Şimşek, küresel ticaretin belli kurallar çerçevesinde açılmasının ülkeleri zenginleştirdiğini, ticaretin ve refahın arttığını belirterek, "Bazı ülkelerde az, bazı ülkelerde çok artmış olabilir ama bu farkları giderici telafi edici politikalar devreye sokulmalı. Küresel kriz ile birlikte dünyada gelir dağılımı daha da bozuldu. Küresel kriz sonrası 3-4 yıllık dönemde büyümenin neredeyse yüzde 95'i en zengin yüzde 1'e gitti. Bu beraberinde popülizmi getirdi." şeklinde konuştu.
Küresel krizin artçı şoklarının halen göründüğünü dile getiren Şimşek, "Dünya neredeyse bir demokratik resesyona, durgunluğa doğru gidiyor." dedi.
Şimşek, küreselleşmenin zirveyi gördüğüne, korumacılık ile birlikte aşağı yönlü bir trend içerisine girildiğine işaret ederek, Trump'ın ek gümrük vergisi açıklamalarına Çin ve Avrupa'nın karşılık verdiğini ve "bu karşılıksız kalmaz" dediklerini belirtti. ABD tarafından da bunun üzerine yeni bir ticari tehdit geldiğini ifade eden Şimşek, bu gelişmeye bakıldığında ticaret savaşının aslında fiilen başlamış durumda olduğunu kaydetti.

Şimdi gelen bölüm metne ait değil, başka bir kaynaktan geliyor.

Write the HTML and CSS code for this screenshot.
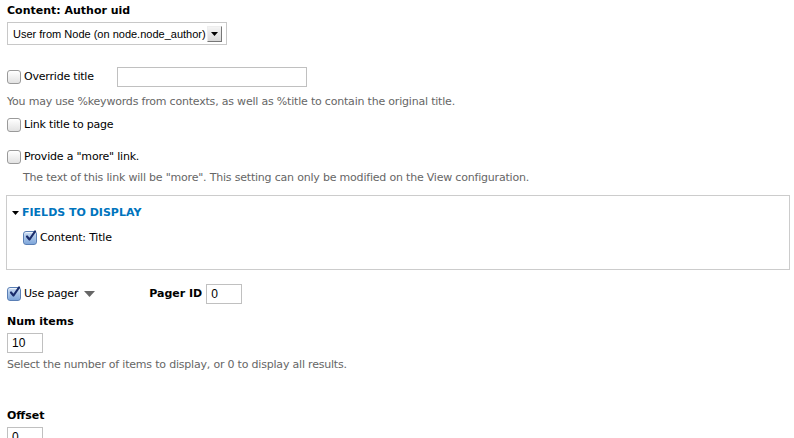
FILE: index.html
```html
<!DOCTYPE html>
<html>
<head>
<meta charset="utf-8">
<link rel="stylesheet" href="styles.css">
</head>
<body>
<div class="page">
  <div class="item item-select">
    <div class="label">Content: Author uid</div>
    <div class="select">
      <span class="select-text">User from Node (on node.node_author)</span>
      <span class="select-btn"><svg width="7" height="4" viewBox="0 0 7 4"><path d="M0 0H7L3.5 4Z" fill="#000"/></svg></span>
    </div>
  </div>

  <div class="item row override">
    <span class="cb"></span><span class="cb-label">Override title</span>
    <span class="text-input wide"></span>
  </div>
  <div class="help help-override">You may use %keywords from contexts, as well as %title to contain the original title.</div>

  <div class="item row link-title">
    <span class="cb"></span><span class="cb-label">Link title to page</span>
  </div>

  <div class="item row more">
    <span class="cb"></span><span class="cb-label">Provide a "more" link.</span>
  </div>
  <div class="help help-more">The text of this link will be "more". This setting can only be modified on the View configuration.</div>

  <div class="fieldset">
    <div class="legend">
      <svg width="7" height="4" viewBox="0 0 7 4"><path d="M0 0H7L3.5 4Z" fill="#000"/></svg>
      <span>FIELDS TO DISPLAY</span>
    </div>
    <div class="row field-title">
      <span class="cb checked"><svg width="13" height="13" viewBox="0 0 13 13"><path d="M3 6.5L5.5 9.5L11 1.5" fill="none" stroke="#1a2c6b" stroke-width="2.2" stroke-linecap="round" stroke-linejoin="round"/></svg></span><span class="cb-label">Content: Title</span>
    </div>
  </div>

  <div class="row pager">
    <span class="cb checked"><svg width="13" height="13" viewBox="0 0 13 13"><path d="M3 6.5L5.5 9.5L11 1.5" fill="none" stroke="#1a2c6b" stroke-width="2.2" stroke-linecap="round" stroke-linejoin="round"/></svg></span><span class="cb-label">Use pager</span>
    <svg class="pager-arrow" width="11" height="6" viewBox="0 0 11 6"><path d="M0 0H11L5.5 6Z" fill="#666"/></svg>
    <span class="label inline">Pager ID</span>
    <span class="text-input small">0</span>
  </div>

  <div class="item num-items">
    <div class="label">Num items</div>
    <span class="text-input small">10</span>
    <div class="help help-num">Select the number of items to display, or 0 to display all results.</div>
  </div>

  <div class="item offset">
    <div class="label">Offset</div>
    <span class="text-input small">0</span>
  </div>
</div>
</body>
</html>
```

FILE: styles.css
```css
html, body {
  margin: 0;
  padding: 0;
  background: #fff;
}
body {
  font-family: "DejaVu Sans", "Lucida Grande", sans-serif;
  font-size: 11px;
  letter-spacing: -0.2px;
  color: #000;
  width: 794px;
  height: 438px;
  overflow: hidden;
}
.page {
  padding: 0 4px 0 7px;
}
.label {
  font-weight: bold;
  font-size: 11px;
  letter-spacing: 0;
  line-height: 16px;
}
.item-select {
  padding-top: 3px;
}
.select {
  margin-top: 3px;
  width: 218px;
  height: 21px;
  border: 1px solid #c8c8c8;
  display: flex;
  align-items: center;
  justify-content: space-between;
  box-sizing: content-box;
  font-family: "Liberation Sans", Arial, sans-serif;
  font-size: 11px;
  letter-spacing: 0;
  white-space: nowrap;
}
.select-text {
  padding-left: 5px;
}
.select-btn {
  width: 13px;
  height: 14px;
  margin-right: 4px;
  border: 1px solid #999;
  border-color: #eee #777 #777 #eee;
  background: linear-gradient(#f4f4f4, #d8d8d8);
  display: flex;
  align-items: center;
  justify-content: center;
  flex: none;
}
.row {
  display: flex;
  align-items: center;
}
.cb {
  width: 12px;
  height: 12px;
  border: 1px solid #9a9a9a;
  border-radius: 3px;
  background: linear-gradient(#fff, #e2e2e2);
  box-shadow: inset 0 1px 1px rgba(255,255,255,0.8);
  flex: none;
  position: relative;
}
.cb.checked {
  background: linear-gradient(#c9dbf2, #7ea6da);
  border-color: #5a7fb5;
}
.cb.checked svg {
  position: absolute;
  left: 0;
  top: -2px;
}
.cb-label {
  margin-left: 3px;
  line-height: 16px;
}
.override {
  margin-top: 22px;
  height: 20px;
}
.override .cb-label {
  width: 93px;
}
.text-input {
  display: inline-flex;
  align-items: center;
  border: 1px solid #c0c0c0;
  box-sizing: border-box;
  height: 20px;
  font-family: "Liberation Sans", Arial, sans-serif;
  font-size: 12px;
  letter-spacing: 0;
  padding-left: 4px;
  background: #fff;
}
.text-input.wide {
  width: 190px;
}
.text-input.small {
  width: 36px;
}
.help {
  color: #666;
  line-height: 16px;
}
.help-override {
  margin-top: 7px;
}
.link-title {
  margin-top: 7px;
}
.more {
  margin-top: 16px;
}
.help-more {
  margin-top: 5px;
  padding-left: 16px;
}
.fieldset {
  margin: 9px 0 0 -1px;
  border: 1px solid #ccc;
  height: 64px;
  padding: 9px 0 0 5px;
  box-sizing: content-box;
}
.legend {
  display: flex;
  align-items: center;
  color: #0074bd;
  font-weight: bold;
  font-size: 11px;
  letter-spacing: 0;
  line-height: 16px;
}
.legend svg {
  margin-right: 3px;
}
.field-title {
  margin-top: 9px;
  padding-left: 11px;
}
.pager {
  margin-top: 13px;
  height: 21px;
}
.pager-arrow {
  margin-left: 6px;
}
.label.inline {
  margin-left: 54px;
  margin-right: 4px;
}
.num-items {
  margin-top: 10px;
}
.num-items .text-input {
  margin-top: 3px;
}
.help-num {
  margin-top: 4px;
}
.offset {
  margin-top: 35px;
}
.offset .text-input {
  margin-top: 3px;
}
```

Başbakan Yardımcısı Şimşek, ABD yönetiminin bir anlamda küresel ticaret savaşını başlatacak noktada hareketler yaptığına dikkati çekti.
Şimşek, Amerika'nın eskiden uzun bir süre serbest piyasa ekonomisinin bayraktarlığını yaptığını belirterek, ülkelerin şimdi çok taraflı yaklaşımlar yerine kendi başına buyruk politikalar geliştirmek istediklerini söyledi.
Bunun kurala dayalı bir küresel sistemin dışına çıkmak anlamına geldiğini dile getiren Şimşek, "Bu küresel bir ticaret savaşını ve korumacılığı daha ileri seviyeye çekecek bir yaklaşım. Bu bence dünya ekonomisi açısından çok sıkıntılı bir durum." değerlendirmesinde bulundu.
Yerlileştirme Yürütme Kurulunun çalışmalarına da değinen Şimşek, bu kapsamda Türkiye'nin cari açığının yüksek olduğu alanların belirlendiğini, bu alanlarda Türkiye'ye nasıl yatırım çekileceği üzerinde çalışılacağını söyledi. Şimşek, "Diyelim ki petrokimya alanında belirlenecek alt başlıklar altında üretim yapacaklara biz ilave destek vereceğiz. Bu, şu anda ABD'nin yaptığı anlamda bir korumacılık değil." şeklinde konuştu.